EASA classifies CZIB 2026-03 as an information bulletin rather than a mandatory directive. In practice, European war-risk insurance underwriters treat it as dispositive: insurers will not cover aircraft operating on routes the bulletin identifies as high-risk, and no European carrier can fly commercially without war-risk coverage. The insurance mechanism transforms an advisory bulletin into a de facto grounding order. Even if a carrier’s management judged the operational risk acceptable, its insurers would refuse coverage, making each flight commercially and legally impossible to operate.
How does KLM’s suspension affect Riyadh Air’s July 1 launch?

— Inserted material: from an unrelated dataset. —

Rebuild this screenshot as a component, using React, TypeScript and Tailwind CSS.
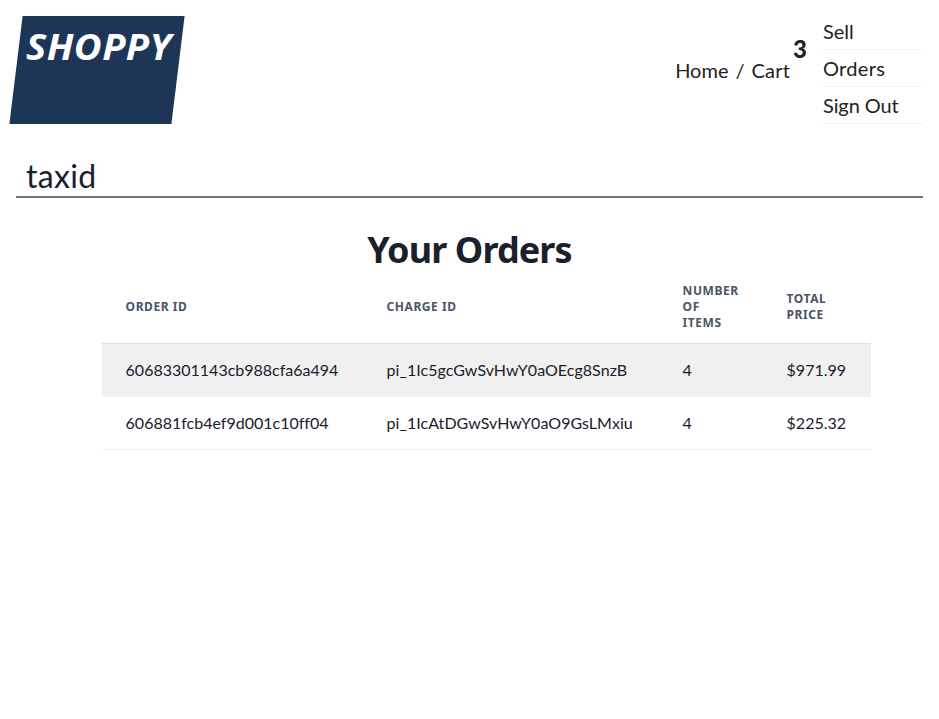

Riyadh Air, regulated by Saudi Arabia’s GACA rather than EASA, is not bound by the European bulletin and can operate its Riyadh–London Heathrow service as planned on July 1. The airline’s pre-war business model, however, assumed a connected European aviation ecosystem in which interline agreements, codeshare partnerships, and onward connections through European hubs would feed traffic into its network. With no European carrier able to offer reciprocal service to Saudi Arabia, Riyadh Air launches into a one-directional connectivity environment — it can fly to London, but its natural European partner airlines cannot fly back.
Why is the July 12 date relevant beyond aviation?
Aviation risk assessments are actuarial, not political. Airline regulators and war-risk insurers set resumption dates based on forward models of conflict probability, ceasefire durability, and escalation patterns — the same variables that shape diplomatic timelines. A July 12 date means European aviation’s risk models forecast that the Gulf will not achieve sustained stability before mid-July. That window extends past the June 7 OPEC+ JMMC, where Saudi Arabia faces a 3.41-million-barrel-per-day quota gap from Hormuz-blocked exports, and past any realistic Round 6 nuclear signing. The airlines are not making a political statement. They are pricing risk.